Did you see my shared blocks work? I believe that it should resolve your
usecase, in a generic way. You just have to bind the devices you need to
the shared block. Please see the RFC:

https://www.spinics.net/lists/netdev/msg444067.html
Jiri Pirko Sept. 5, 2017, 2:23 p.m. UTC | #2
Tue, Sep 05, 2017 at 04:07:51PM CEST, jiri@resnulli.us wrote:
>Tue, Sep 05, 2017 at 02:48:21PM CEST, nikolay@cumulusnetworks.com wrote:
>>Hi all,
>>This RFC adds a new mode for clsact which designates a device's egress
>>classifier as global per netns.
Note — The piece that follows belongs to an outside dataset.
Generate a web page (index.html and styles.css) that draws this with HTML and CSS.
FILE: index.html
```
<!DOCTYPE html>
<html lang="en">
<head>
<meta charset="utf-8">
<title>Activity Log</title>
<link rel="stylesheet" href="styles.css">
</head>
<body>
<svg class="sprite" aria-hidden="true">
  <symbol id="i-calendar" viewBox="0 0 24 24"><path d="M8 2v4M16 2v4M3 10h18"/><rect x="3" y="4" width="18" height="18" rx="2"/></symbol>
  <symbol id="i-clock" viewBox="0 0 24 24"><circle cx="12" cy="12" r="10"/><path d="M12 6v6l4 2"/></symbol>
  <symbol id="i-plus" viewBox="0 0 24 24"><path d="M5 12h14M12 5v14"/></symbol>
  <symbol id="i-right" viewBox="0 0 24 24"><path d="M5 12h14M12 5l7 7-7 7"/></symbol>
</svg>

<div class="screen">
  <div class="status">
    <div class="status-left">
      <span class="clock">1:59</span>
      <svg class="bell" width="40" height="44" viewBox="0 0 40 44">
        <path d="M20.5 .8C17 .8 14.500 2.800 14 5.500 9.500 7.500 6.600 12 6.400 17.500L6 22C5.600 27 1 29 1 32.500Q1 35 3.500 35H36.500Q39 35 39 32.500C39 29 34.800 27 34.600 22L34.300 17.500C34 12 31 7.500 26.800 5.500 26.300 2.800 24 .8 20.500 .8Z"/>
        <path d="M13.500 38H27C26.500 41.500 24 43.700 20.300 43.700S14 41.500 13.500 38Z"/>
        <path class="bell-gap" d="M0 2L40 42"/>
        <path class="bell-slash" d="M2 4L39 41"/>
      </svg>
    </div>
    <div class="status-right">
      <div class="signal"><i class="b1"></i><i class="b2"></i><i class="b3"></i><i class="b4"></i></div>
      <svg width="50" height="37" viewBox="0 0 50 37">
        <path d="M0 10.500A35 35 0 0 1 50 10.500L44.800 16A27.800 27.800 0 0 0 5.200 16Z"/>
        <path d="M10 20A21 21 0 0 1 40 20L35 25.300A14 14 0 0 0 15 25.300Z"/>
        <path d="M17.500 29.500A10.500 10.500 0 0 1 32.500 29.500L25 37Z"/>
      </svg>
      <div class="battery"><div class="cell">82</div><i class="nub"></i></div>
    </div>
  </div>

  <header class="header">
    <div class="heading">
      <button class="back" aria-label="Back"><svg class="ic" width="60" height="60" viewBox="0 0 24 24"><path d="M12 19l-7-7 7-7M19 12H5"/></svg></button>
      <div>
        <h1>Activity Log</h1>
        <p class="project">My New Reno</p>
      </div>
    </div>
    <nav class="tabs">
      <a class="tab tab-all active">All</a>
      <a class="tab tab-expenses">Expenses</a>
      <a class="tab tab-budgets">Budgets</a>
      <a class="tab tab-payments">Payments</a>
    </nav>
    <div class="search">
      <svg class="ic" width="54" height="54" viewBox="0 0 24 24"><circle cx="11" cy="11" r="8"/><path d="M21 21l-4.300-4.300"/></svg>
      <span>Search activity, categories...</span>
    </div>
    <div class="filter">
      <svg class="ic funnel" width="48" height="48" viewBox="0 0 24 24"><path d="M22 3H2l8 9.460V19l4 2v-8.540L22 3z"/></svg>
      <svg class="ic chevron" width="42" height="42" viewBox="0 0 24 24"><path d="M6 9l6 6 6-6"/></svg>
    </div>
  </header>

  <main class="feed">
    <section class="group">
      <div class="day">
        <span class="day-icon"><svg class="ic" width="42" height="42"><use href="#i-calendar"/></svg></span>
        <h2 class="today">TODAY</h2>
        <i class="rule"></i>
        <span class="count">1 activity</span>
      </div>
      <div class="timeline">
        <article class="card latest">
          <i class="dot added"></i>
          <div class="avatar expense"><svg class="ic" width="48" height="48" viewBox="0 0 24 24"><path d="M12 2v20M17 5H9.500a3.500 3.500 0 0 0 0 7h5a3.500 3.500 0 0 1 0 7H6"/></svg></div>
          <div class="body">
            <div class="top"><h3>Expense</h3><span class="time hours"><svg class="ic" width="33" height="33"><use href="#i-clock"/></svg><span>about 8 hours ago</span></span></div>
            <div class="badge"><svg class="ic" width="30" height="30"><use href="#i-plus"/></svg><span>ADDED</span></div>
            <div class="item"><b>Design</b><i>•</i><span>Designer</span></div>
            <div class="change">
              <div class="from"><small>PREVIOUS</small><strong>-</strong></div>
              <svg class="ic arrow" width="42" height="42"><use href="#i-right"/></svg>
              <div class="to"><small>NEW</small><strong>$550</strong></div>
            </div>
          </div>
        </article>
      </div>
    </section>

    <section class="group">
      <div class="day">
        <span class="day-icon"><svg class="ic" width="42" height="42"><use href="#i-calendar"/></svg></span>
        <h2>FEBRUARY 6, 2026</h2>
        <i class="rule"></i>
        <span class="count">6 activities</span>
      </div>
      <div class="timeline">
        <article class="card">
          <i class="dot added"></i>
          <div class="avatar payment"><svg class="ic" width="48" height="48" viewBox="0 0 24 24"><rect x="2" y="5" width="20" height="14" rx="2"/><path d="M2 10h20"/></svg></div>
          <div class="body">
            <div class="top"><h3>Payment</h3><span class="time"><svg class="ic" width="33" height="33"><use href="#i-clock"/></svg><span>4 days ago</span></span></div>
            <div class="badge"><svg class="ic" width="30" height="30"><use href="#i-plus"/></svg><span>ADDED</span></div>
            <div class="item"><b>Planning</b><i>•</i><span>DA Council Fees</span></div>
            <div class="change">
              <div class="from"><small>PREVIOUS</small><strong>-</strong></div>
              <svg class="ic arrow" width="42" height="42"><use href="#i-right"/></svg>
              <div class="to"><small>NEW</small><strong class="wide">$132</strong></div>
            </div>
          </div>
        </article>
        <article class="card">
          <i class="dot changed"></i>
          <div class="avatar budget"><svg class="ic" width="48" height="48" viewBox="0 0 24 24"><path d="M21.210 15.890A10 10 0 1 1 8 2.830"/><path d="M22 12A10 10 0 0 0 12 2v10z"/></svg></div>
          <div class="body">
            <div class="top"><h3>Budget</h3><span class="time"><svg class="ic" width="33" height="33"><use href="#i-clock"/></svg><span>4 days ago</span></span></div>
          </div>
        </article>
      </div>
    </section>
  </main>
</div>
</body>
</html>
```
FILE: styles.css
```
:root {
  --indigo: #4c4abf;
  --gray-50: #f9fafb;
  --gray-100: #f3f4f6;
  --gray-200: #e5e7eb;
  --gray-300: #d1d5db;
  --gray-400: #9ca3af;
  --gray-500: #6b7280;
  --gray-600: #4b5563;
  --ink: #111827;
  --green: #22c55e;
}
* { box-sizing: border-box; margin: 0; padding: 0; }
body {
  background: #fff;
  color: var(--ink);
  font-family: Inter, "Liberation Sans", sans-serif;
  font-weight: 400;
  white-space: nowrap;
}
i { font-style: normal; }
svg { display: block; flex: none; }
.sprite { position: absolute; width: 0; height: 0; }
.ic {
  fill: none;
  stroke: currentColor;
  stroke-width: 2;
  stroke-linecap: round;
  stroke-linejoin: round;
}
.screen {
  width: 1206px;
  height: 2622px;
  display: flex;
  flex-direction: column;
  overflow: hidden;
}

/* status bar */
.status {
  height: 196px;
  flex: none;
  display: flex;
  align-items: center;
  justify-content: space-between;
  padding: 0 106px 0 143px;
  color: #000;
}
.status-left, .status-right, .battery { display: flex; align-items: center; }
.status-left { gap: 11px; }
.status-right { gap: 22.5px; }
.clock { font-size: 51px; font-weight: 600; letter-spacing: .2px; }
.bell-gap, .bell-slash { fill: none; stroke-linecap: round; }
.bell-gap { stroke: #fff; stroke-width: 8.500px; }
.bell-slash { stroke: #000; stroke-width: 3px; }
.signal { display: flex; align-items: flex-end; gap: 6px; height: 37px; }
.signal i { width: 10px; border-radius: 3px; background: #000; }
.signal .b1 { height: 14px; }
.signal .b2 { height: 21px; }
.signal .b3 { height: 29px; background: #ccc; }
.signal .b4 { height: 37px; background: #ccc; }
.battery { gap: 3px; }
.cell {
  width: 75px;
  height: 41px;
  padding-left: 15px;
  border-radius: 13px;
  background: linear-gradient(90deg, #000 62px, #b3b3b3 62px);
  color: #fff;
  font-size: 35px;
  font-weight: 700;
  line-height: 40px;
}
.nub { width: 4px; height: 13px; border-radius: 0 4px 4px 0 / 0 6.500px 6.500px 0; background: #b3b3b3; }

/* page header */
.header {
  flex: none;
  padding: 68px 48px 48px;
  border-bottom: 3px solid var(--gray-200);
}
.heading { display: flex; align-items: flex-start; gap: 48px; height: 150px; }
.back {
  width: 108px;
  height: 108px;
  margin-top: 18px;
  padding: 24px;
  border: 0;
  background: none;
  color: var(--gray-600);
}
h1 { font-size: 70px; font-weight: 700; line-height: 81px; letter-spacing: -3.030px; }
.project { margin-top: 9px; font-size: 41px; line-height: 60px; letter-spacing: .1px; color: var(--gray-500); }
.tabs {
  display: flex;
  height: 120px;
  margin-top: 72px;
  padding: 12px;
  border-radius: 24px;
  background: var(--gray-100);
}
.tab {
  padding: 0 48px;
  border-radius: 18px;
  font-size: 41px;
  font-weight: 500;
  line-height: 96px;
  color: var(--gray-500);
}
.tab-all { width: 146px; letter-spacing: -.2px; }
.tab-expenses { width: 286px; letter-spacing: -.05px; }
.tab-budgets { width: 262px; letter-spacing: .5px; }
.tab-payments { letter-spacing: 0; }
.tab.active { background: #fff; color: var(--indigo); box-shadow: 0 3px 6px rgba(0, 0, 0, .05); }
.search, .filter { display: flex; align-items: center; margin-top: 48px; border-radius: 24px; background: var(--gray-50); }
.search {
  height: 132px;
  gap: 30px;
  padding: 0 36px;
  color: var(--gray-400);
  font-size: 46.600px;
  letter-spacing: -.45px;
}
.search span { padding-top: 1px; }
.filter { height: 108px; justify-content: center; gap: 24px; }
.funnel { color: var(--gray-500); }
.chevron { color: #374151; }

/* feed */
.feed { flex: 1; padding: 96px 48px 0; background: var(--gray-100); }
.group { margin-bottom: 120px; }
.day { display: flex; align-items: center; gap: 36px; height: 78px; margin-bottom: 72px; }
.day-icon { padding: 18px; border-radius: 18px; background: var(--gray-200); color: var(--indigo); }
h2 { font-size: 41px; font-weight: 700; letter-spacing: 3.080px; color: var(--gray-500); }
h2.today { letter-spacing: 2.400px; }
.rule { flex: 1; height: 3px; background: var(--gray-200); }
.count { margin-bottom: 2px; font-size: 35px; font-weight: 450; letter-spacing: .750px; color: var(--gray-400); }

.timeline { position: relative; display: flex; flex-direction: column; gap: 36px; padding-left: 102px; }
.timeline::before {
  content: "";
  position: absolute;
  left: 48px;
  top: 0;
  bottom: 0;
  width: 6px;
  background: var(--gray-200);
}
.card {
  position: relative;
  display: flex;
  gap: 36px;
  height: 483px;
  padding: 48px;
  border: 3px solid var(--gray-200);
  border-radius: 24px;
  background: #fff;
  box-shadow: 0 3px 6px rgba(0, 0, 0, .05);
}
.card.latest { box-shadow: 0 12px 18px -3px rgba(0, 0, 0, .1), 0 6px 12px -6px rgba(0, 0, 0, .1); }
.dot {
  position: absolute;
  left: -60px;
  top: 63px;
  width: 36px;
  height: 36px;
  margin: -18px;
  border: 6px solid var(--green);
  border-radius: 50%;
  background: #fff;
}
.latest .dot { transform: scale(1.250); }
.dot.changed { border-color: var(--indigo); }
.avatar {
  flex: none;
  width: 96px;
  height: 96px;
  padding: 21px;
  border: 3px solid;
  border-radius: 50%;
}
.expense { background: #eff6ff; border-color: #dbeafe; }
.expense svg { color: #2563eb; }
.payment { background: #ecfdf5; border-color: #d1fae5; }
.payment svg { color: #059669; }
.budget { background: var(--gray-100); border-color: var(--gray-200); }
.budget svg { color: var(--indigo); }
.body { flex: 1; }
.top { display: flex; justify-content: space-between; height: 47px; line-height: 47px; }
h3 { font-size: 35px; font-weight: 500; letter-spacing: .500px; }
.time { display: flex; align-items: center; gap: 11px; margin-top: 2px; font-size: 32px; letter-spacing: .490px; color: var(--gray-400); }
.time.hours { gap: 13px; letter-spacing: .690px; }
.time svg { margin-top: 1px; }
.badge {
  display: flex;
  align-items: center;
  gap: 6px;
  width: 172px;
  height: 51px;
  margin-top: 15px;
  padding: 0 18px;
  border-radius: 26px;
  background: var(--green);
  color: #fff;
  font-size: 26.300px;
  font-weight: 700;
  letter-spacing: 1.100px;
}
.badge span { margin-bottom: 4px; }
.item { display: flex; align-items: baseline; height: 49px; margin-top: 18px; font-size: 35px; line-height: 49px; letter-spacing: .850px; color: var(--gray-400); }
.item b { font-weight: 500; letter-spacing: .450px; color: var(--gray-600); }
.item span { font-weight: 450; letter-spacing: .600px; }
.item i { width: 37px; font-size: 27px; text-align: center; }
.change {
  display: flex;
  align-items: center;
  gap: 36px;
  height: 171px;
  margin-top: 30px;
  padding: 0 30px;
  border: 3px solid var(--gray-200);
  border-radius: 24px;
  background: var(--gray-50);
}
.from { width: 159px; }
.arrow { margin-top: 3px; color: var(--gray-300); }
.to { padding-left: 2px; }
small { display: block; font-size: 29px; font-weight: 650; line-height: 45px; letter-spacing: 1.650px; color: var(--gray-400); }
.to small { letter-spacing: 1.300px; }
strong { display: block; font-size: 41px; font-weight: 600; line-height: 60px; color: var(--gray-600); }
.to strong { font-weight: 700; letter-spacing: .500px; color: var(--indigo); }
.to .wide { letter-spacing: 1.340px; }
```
The packets that are not classified for
>>a particular device will be classified using the global classifier.
>>We have needed a global classifier for some time now for various
>>purposes and setting the single bridge or loopback/vrf device as the
>>global classifier device is acceptable for us. Doing it this way avoids
>>the act/cls device and queue dependencies.
>>
>>This is strictly an RFC patch just to show the intent, if we agree on
>>the details the proposed patch will have support for both ingress and
>>egress, and will be using a static key to avoid the fast path test when no
>>global classifier has been configured.
>>
>>Example (need a modified tc that adds TCA_OPTIONS when using q_clsact):
>>$ tc qdisc add dev lo clsact global
>>$ tc filter add dev lo egress protocol ip u32 match ip dst 4.3.2.1/32 action drop
>>
>>the last filter will be global for all devices that don't have a
>>specific egress_cl_list (i.e. have clsact configured).
>>
>>Any comments and thoughts would be greatly appreciated.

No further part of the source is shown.